> _Material_
★ ★ ★

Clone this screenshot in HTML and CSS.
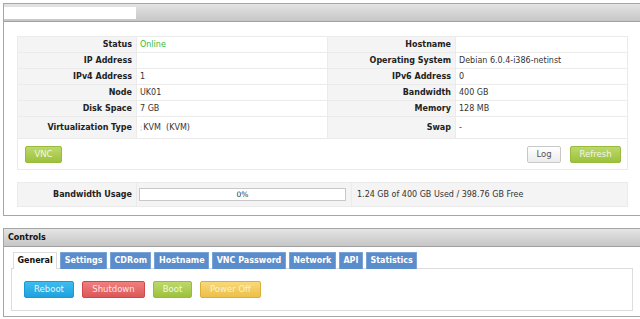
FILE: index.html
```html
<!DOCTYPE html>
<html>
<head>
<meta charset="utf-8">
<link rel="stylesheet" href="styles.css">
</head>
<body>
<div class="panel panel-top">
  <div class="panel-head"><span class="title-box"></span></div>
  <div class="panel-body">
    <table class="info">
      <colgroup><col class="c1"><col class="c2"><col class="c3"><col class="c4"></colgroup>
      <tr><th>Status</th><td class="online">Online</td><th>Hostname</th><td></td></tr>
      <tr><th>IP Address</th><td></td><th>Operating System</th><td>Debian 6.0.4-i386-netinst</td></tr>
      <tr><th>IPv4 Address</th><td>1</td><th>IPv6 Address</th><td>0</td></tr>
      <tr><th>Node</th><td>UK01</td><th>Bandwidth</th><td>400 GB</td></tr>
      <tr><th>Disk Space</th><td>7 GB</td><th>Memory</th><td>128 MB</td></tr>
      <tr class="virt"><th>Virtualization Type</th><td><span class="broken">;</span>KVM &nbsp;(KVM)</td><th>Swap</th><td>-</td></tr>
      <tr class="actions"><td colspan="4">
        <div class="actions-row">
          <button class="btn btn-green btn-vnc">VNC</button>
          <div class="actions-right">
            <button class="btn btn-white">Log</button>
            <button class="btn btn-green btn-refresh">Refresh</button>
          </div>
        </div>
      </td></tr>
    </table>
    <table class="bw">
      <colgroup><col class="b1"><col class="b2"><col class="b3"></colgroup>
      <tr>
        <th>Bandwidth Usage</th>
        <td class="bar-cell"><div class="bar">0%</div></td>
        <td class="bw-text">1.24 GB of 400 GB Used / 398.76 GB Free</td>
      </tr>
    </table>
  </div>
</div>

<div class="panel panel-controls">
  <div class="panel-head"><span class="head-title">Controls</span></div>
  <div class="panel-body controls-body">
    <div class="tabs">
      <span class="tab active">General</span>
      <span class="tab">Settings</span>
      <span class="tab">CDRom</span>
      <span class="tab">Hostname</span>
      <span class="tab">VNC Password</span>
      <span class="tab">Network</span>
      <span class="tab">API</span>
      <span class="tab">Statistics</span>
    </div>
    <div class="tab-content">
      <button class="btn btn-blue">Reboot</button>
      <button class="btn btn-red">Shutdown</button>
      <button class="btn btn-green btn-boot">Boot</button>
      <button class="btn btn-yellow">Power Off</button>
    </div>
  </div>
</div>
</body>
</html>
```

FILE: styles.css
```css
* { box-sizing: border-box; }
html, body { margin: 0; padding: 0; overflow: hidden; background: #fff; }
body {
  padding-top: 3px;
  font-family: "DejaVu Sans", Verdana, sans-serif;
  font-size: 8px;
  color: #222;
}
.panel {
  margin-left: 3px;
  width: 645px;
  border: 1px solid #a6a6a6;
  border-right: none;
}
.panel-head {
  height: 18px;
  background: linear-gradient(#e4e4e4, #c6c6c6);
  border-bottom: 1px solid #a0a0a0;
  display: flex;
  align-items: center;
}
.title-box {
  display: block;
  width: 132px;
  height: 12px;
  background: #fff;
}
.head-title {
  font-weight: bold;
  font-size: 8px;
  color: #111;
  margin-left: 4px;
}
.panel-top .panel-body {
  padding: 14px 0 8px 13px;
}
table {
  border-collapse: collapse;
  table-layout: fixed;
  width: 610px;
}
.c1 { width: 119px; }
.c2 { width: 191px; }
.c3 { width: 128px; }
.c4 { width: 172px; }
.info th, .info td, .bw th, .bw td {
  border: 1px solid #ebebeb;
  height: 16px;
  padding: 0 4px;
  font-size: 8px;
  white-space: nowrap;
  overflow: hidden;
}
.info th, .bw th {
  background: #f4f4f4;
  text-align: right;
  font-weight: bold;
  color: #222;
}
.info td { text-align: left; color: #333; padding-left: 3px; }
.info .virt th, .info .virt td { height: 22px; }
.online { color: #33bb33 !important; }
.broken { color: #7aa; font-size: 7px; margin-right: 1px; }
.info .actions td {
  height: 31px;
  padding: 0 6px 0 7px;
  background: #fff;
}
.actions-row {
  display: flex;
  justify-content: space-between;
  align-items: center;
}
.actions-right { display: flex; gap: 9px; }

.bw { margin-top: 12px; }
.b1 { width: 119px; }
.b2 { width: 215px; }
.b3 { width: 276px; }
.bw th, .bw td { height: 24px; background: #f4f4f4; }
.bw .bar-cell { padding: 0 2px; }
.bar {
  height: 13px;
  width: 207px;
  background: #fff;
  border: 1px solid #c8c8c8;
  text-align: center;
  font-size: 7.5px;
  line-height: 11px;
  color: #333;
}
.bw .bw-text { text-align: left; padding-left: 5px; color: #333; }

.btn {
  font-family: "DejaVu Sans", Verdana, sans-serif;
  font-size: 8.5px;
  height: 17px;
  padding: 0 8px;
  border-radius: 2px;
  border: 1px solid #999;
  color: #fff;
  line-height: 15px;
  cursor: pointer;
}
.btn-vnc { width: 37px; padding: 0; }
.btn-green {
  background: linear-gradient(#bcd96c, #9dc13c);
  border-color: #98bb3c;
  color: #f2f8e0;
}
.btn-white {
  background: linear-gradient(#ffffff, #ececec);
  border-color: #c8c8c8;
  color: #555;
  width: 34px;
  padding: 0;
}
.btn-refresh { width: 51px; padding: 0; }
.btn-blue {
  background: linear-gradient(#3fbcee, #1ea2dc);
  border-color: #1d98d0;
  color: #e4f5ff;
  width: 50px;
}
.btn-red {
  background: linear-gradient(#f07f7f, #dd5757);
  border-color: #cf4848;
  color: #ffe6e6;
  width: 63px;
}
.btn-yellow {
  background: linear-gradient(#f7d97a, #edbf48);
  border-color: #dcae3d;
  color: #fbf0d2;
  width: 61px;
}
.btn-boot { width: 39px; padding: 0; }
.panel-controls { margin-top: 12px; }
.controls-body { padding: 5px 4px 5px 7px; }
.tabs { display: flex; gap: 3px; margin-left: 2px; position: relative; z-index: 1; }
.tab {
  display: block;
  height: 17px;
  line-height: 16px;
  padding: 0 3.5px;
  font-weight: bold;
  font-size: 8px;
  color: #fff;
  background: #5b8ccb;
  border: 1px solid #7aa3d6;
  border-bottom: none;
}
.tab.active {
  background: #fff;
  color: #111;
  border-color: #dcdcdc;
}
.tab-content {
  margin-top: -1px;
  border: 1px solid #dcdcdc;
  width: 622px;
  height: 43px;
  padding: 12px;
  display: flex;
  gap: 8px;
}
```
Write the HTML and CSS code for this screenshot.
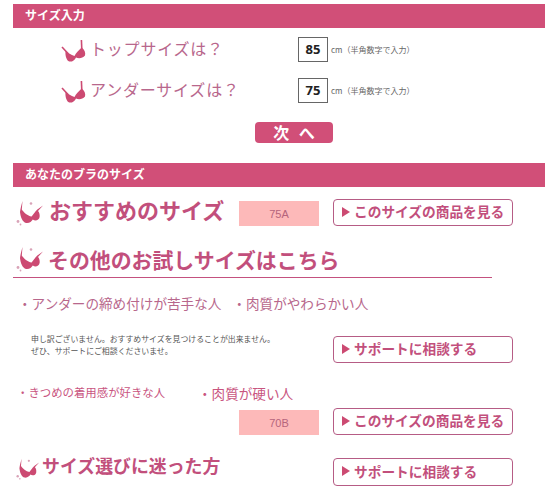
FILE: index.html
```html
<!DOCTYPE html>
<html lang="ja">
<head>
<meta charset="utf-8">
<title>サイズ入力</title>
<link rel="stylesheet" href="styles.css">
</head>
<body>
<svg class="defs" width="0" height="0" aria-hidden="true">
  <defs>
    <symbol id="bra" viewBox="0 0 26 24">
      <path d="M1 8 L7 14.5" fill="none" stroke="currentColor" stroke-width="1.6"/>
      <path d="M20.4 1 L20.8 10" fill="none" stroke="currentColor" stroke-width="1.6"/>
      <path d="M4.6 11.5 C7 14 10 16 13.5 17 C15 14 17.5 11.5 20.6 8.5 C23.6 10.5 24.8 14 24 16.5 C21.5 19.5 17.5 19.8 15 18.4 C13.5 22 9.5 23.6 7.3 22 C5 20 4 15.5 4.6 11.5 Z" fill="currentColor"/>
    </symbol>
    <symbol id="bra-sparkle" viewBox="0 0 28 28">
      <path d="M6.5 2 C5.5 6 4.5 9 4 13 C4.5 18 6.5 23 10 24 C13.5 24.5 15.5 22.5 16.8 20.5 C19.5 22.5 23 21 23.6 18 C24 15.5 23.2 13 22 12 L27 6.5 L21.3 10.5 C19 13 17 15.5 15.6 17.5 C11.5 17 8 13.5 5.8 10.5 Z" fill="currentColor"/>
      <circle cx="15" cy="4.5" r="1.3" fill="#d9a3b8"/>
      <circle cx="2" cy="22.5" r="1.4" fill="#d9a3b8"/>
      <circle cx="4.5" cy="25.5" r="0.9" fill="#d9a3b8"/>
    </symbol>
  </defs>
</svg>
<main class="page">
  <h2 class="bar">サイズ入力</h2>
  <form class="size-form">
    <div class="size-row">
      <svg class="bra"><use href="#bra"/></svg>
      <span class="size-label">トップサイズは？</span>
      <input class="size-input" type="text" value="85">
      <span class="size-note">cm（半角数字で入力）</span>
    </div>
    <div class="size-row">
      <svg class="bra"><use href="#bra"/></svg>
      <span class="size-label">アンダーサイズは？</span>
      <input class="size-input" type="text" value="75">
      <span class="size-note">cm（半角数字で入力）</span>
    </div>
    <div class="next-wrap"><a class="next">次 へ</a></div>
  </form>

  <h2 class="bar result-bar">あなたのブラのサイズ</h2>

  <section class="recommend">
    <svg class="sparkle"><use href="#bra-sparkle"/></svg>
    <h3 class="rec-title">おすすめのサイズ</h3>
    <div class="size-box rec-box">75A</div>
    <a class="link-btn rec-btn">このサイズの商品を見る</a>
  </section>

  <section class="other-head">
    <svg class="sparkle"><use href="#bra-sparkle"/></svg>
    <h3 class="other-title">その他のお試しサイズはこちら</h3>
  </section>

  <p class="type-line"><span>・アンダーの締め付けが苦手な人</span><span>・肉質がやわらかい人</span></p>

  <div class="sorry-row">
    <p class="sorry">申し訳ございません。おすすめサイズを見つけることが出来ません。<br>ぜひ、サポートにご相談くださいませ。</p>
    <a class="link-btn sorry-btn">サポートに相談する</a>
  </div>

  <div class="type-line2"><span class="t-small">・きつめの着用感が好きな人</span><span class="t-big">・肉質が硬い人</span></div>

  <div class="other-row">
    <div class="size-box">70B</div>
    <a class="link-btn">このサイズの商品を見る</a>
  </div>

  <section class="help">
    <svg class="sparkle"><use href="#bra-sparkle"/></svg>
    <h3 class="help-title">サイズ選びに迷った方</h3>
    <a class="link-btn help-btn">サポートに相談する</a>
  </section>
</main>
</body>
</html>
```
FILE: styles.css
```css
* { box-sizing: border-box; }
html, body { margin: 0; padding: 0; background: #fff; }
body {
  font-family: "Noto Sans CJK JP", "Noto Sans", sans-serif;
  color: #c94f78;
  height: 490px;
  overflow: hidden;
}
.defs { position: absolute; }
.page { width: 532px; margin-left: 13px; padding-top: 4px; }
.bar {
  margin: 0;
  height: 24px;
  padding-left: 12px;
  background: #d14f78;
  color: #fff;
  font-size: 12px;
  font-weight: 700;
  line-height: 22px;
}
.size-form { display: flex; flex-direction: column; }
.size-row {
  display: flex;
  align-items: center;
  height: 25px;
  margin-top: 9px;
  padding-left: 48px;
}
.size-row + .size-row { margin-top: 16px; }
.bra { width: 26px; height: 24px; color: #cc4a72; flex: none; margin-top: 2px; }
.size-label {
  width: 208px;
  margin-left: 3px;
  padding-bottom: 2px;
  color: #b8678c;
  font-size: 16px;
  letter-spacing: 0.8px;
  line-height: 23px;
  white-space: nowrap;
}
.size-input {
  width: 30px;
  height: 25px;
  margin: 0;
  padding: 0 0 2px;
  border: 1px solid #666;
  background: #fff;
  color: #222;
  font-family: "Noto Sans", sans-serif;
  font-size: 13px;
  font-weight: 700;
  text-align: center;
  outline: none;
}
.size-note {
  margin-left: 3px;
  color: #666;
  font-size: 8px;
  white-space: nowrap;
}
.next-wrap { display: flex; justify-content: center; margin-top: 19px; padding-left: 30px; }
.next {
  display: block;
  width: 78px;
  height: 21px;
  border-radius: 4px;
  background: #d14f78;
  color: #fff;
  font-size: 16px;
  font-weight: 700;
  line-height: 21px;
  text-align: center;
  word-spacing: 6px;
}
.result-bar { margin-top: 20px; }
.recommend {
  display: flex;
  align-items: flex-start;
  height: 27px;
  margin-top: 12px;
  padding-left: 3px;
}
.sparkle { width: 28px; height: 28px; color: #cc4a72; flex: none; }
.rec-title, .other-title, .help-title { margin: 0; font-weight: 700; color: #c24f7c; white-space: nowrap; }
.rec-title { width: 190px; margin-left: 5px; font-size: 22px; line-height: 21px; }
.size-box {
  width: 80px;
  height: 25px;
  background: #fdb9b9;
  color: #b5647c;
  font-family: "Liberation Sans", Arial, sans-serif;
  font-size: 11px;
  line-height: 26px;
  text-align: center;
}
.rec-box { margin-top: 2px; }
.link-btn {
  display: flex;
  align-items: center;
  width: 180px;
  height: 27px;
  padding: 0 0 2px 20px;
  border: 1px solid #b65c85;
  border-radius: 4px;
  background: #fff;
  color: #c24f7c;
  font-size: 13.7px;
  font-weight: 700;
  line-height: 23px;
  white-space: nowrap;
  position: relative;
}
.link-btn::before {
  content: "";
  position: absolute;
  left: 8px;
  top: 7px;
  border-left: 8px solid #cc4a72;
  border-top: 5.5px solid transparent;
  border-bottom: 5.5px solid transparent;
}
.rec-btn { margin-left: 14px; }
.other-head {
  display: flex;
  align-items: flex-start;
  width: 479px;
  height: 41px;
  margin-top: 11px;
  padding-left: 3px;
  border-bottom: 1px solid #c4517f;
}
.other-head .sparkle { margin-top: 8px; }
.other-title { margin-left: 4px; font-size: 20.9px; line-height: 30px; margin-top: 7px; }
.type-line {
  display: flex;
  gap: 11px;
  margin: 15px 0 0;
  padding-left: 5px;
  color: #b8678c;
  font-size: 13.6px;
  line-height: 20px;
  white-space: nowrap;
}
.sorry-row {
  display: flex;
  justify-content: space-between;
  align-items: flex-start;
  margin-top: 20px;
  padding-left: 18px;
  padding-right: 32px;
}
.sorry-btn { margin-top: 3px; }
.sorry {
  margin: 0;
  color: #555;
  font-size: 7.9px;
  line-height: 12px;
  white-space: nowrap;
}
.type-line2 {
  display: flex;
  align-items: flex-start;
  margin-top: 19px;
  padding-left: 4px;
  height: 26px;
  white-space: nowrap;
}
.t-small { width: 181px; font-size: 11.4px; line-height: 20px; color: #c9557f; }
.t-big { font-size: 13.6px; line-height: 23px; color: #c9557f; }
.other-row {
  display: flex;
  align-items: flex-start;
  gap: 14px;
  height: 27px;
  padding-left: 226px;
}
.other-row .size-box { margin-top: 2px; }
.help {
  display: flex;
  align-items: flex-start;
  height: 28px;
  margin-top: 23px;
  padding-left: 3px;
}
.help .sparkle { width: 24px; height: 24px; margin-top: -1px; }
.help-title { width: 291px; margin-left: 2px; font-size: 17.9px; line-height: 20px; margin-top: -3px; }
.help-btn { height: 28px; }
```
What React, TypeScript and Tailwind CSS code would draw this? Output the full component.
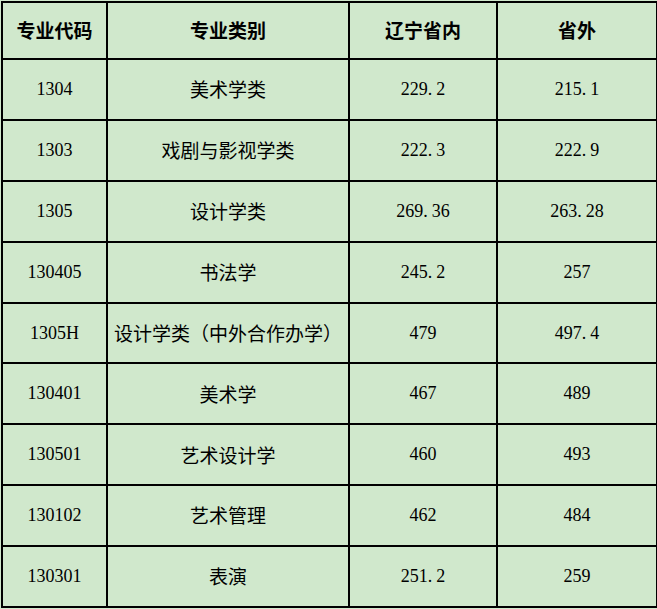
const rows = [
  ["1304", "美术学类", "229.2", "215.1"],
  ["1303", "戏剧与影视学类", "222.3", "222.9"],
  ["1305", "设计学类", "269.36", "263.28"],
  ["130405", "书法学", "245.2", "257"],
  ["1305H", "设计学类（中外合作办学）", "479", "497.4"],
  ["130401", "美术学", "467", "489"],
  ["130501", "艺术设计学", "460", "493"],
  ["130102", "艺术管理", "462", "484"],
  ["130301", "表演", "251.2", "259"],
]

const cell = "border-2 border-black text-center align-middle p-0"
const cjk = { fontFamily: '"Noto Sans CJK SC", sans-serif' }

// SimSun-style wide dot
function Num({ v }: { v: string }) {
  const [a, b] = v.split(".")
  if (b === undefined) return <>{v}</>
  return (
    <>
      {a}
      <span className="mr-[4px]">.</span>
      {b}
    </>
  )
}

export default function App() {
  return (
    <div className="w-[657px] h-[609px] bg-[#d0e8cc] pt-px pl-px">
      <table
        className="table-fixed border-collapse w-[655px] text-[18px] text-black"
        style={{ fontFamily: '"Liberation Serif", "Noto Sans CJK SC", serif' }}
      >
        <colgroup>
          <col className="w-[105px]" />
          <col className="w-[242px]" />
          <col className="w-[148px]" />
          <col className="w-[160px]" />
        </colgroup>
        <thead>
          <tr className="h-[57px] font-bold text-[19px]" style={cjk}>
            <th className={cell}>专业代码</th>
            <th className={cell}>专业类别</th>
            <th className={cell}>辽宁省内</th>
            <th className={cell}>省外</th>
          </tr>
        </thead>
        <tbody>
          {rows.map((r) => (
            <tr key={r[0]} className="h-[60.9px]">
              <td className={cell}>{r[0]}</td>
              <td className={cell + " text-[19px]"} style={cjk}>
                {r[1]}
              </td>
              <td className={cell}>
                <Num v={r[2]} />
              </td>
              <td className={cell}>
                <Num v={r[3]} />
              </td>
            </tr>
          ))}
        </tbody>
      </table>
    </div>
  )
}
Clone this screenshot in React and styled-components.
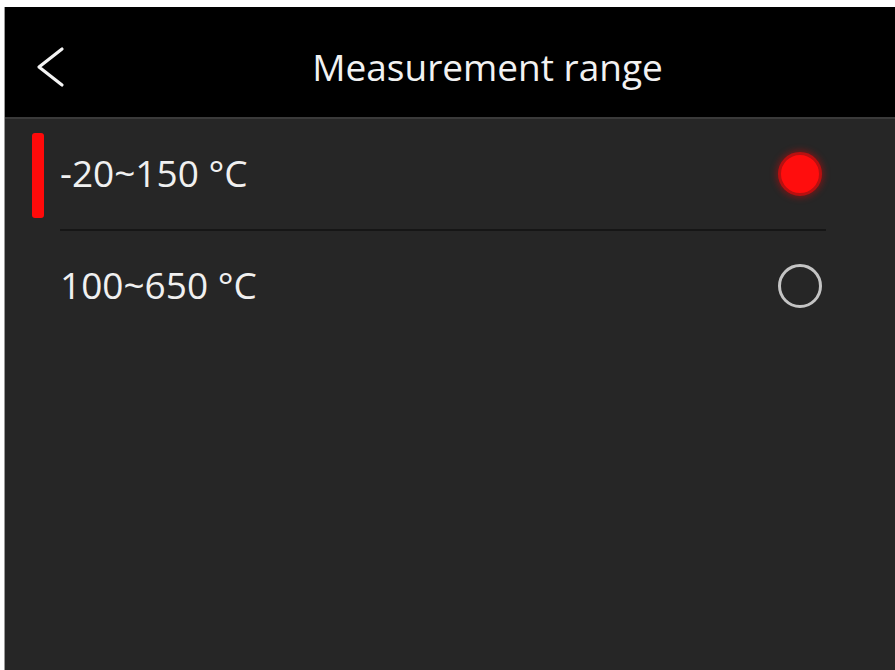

★ ★ ★

> _Problem to work on_
Count each line above in which the string "Clone" appears, then state only the total.

> _Response to this exercise_
2